Aim = Reproduce all of the data exactly.

Stored data =
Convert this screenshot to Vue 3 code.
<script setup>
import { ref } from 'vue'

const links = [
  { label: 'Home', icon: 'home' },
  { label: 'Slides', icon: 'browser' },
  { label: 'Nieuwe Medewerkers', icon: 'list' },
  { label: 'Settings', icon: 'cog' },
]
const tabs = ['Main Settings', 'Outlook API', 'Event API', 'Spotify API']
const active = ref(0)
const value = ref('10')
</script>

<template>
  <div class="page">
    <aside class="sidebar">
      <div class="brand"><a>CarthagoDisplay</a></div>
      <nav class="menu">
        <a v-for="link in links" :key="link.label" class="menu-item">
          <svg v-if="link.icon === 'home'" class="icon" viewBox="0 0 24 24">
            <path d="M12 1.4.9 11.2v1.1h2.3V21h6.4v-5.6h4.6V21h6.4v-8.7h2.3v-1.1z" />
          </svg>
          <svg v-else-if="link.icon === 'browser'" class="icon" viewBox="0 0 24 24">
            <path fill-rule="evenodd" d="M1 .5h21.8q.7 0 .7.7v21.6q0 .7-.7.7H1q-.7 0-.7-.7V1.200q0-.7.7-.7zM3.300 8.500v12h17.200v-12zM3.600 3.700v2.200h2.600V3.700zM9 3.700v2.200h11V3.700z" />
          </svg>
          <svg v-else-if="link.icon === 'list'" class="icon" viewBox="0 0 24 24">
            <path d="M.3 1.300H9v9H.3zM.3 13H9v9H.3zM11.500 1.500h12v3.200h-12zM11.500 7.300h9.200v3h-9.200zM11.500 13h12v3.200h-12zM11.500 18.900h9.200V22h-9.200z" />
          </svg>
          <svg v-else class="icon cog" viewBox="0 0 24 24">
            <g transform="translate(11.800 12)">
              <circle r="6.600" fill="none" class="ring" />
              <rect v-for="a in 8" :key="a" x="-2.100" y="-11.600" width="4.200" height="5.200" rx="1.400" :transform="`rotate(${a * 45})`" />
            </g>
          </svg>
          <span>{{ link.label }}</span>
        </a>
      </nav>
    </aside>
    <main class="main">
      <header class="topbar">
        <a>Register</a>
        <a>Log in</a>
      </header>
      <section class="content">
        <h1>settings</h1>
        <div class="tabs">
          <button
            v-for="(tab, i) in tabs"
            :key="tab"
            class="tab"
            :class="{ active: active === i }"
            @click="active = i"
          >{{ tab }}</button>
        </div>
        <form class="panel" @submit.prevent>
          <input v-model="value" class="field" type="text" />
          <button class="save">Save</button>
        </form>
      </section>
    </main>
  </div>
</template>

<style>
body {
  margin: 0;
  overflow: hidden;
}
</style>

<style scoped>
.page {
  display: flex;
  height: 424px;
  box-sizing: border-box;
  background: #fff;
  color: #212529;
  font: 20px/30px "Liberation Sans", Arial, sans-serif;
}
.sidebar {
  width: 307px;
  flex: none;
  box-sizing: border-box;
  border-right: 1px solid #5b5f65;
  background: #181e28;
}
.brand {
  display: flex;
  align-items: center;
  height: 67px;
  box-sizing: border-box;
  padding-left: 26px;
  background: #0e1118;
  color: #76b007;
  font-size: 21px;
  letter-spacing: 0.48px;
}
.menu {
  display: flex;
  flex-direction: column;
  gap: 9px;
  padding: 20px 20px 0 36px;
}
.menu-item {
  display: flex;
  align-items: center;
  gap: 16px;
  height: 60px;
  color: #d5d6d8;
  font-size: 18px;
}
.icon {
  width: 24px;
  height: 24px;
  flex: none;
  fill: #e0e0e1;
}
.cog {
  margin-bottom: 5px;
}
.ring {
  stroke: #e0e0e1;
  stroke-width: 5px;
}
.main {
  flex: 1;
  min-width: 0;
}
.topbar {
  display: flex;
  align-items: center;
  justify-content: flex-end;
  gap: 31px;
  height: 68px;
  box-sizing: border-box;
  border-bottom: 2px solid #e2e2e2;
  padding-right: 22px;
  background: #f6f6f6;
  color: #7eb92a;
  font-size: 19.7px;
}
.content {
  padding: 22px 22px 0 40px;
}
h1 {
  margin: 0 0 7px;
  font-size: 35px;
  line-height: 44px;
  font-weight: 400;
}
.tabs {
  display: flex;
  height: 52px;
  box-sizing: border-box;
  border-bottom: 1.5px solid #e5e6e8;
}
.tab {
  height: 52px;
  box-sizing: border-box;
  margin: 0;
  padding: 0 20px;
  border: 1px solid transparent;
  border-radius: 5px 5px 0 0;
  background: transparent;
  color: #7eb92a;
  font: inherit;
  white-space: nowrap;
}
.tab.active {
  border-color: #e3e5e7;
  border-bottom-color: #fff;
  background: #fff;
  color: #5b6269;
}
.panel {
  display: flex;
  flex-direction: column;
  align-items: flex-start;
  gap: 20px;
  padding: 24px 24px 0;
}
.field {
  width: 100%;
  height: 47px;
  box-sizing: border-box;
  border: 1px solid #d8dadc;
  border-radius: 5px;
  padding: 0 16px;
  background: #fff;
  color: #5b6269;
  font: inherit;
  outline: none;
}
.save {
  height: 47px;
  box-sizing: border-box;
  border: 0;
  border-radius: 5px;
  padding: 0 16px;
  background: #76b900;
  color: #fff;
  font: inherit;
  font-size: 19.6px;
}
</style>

Solution to this exercise =
Convert this screenshot to Vue 3 code.
<script setup>
import { ref } from 'vue'

const links = [
  { label: 'Home', icon: 'home' },
  { label: 'Slides', icon: 'browser' },
  { label: 'Nieuwe Medewerkers', icon: 'list' },
  { label: 'Settings', icon: 'cog' },
]
const tabs = ['Main Settings', 'Outlook API', 'Event API', 'Spotify API']
const active = ref(0)
const value = ref('10')
</script>

<template>
  <div class="page">
    <aside class="sidebar">
      <div class="brand"><a>CarthagoDisplay</a></div>
      <nav class="menu">
        <a v-for="link in links" :key="link.label" class="menu-item">
          <svg v-if="link.icon === 'home'" class="icon" viewBox="0 0 24 24">
            <path d="M12 1.4.9 11.2v1.1h2.3V21h6.4v-5.6h4.6V21h6.4v-8.7h2.3v-1.1z" />
          </svg>
          <svg v-else-if="link.icon === 'browser'" class="icon" viewBox="0 0 24 24">
            <path fill-rule="evenodd" d="M1 .5h21.8q.7 0 .7.7v21.6q0 .7-.7.7H1q-.7 0-.7-.7V1.200q0-.7.7-.7zM3.300 8.500v12h17.200v-12zM3.600 3.700v2.200h2.600V3.700zM9 3.700v2.200h11V3.700z" />
          </svg>
          <svg v-else-if="link.icon === 'list'" class="icon" viewBox="0 0 24 24">
            <path d="M.3 1.300H9v9H.3zM.3 13H9v9H.3zM11.500 1.500h12v3.200h-12zM11.500 7.300h9.200v3h-9.200zM11.500 13h12v3.200h-12zM11.500 18.900h9.200V22h-9.200z" />
          </svg>
          <svg v-else class="icon cog" viewBox="0 0 24 24">
            <g transform="translate(11.800 12)">
              <circle r="6.600" fill="none" class="ring" />
              <rect v-for="a in 8" :key="a" x="-2.100" y="-11.600" width="4.200" height="5.200" rx="1.400" :transform="`rotate(${a * 45})`" />
            </g>
          </svg>
          <span>{{ link.label }}</span>
        </a>
      </nav>
    </aside>
    <main class="main">
      <header class="topbar">
        <a>Register</a>
        <a>Log in</a>
      </header>
      <section class="content">
        <h1>settings</h1>
        <div class="tabs">
          <button
            v-for="(tab, i) in tabs"
            :key="tab"
            class="tab"
            :class="{ active: active === i }"
            @click="active = i"
          >{{ tab }}</button>
        </div>
        <form class="panel" @submit.prevent>
          <input v-model="value" class="field" type="text" />
          <button class="save">Save</button>
        </form>
      </section>
    </main>
  </div>
</template>

<style>
body {
  margin: 0;
  overflow: hidden;
}
</style>

<style scoped>
.page {
  display: flex;
  height: 424px;
  box-sizing: border-box;
  background: #fff;
  color: #212529;
  font: 20px/30px "Liberation Sans", Arial, sans-serif;
}
.sidebar {
  width: 307px;
  flex: none;
  box-sizing: border-box;
  border-right: 1px solid #5b5f65;
  background: #181e28;
}
.brand {
  display: flex;
  align-items: center;
  height: 67px;
  box-sizing: border-box;
  padding-left: 26px;
  background: #0e1118;
  color: #76b007;
  font-size: 21px;
  letter-spacing: 0.48px;
}
.menu {
  display: flex;
  flex-direction: column;
  gap: 9px;
  padding: 20px 20px 0 36px;
}
.menu-item {
  display: flex;
  align-items: center;
  gap: 16px;
  height: 60px;
  color: #d5d6d8;
  font-size: 18px;
}
.icon {
  width: 24px;
  height: 24px;
  flex: none;
  fill: #e0e0e1;
}
.cog {
  margin-bottom: 5px;
}
.ring {
  stroke: #e0e0e1;
  stroke-width: 5px;
}
.main {
  flex: 1;
  min-width: 0;
}
.topbar {
  display: flex;
  align-items: center;
  justify-content: flex-end;
  gap: 31px;
  height: 68px;
  box-sizing: border-box;
  border-bottom: 2px solid #e2e2e2;
  padding-right: 22px;
  background: #f6f6f6;
  color: #7eb92a;
  font-size: 19.7px;
}
.content {
  padding: 22px 22px 0 40px;
}
h1 {
  margin: 0 0 7px;
  font-size: 35px;
  line-height: 44px;
  font-weight: 400;
}
.tabs {
  display: flex;
  height: 52px;
  box-sizing: border-box;
  border-bottom: 1.5px solid #e5e6e8;
}
.tab {
  height: 52px;
  box-sizing: border-box;
  margin: 0;
  padding: 0 20px;
  border: 1px solid transparent;
  border-radius: 5px 5px 0 0;
  background: transparent;
  color: #7eb92a;
  font: inherit;
  white-space: nowrap;
}
.tab.active {
  border-color: #e3e5e7;
  border-bottom-color: #fff;
  background: #fff;
  color: #5b6269;
}
.panel {
  display: flex;
  flex-direction: column;
  align-items: flex-start;
  gap: 20px;
  padding: 24px 24px 0;
}
.field {
  width: 100%;
  height: 47px;
  box-sizing: border-box;
  border: 1px solid #d8dadc;
  border-radius: 5px;
  padding: 0 16px;
  background: #fff;
  color: #5b6269;
  font: inherit;
  outline: none;
}
.save {
  height: 47px;
  box-sizing: border-box;
  border: 0;
  border-radius: 5px;
  padding: 0 16px;
  background: #76b900;
  color: #fff;
  font: inherit;
  font-size: 19.6px;
}
</style>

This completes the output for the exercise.